— TASK —
Whenever a line below holds the word "styles", copy that line.

— GIVEN INFORMATION —
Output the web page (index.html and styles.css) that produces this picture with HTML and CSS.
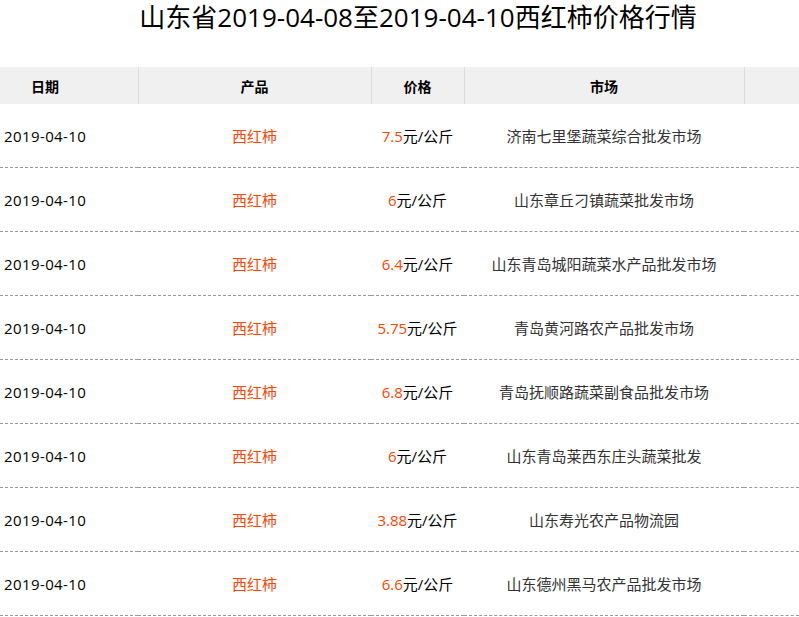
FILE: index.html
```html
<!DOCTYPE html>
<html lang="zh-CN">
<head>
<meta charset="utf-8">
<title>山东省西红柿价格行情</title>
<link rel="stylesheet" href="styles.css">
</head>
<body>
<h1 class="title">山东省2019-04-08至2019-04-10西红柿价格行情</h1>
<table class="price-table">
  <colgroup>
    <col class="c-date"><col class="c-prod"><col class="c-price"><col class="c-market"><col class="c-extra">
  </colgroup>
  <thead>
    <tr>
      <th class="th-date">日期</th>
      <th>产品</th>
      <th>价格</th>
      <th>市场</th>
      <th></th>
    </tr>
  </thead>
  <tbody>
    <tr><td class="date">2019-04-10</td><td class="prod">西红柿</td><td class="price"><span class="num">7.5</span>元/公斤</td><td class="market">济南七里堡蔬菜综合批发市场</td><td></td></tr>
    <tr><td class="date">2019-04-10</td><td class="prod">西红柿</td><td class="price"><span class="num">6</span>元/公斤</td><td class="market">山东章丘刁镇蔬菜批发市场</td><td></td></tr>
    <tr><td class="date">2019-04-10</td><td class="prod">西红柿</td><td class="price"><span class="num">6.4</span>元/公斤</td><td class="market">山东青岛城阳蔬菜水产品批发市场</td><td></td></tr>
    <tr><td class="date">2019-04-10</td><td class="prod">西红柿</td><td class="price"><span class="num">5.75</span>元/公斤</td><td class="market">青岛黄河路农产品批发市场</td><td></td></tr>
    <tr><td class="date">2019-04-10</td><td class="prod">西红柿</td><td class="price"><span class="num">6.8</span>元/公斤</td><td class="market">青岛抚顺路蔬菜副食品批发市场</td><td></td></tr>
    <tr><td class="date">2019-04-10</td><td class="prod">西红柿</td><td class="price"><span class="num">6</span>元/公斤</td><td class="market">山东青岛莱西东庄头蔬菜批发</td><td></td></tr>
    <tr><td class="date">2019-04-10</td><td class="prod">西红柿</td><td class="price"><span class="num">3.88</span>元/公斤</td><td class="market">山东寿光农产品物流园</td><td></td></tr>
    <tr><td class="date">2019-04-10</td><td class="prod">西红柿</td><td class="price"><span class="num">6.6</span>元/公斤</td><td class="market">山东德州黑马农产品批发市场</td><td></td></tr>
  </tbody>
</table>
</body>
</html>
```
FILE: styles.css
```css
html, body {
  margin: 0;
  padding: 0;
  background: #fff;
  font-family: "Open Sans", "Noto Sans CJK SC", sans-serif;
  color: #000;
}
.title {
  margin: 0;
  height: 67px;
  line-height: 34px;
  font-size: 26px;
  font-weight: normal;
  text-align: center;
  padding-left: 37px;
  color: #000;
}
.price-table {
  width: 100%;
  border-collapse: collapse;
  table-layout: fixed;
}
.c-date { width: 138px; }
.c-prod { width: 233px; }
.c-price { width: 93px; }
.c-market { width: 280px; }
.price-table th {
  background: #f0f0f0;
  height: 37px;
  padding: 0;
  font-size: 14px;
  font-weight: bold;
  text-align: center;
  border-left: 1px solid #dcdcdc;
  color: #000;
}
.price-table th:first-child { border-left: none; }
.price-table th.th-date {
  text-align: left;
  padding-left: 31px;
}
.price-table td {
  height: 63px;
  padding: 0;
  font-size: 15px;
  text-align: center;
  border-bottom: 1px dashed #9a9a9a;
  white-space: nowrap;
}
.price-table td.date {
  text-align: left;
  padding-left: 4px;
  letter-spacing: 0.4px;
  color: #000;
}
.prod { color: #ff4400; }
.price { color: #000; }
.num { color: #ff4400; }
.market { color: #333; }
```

— TASK RESPONSE —
Output the web page (index.html and styles.css) that produces this picture with HTML and CSS.
<link rel="stylesheet" href="styles.css">
FILE: styles.css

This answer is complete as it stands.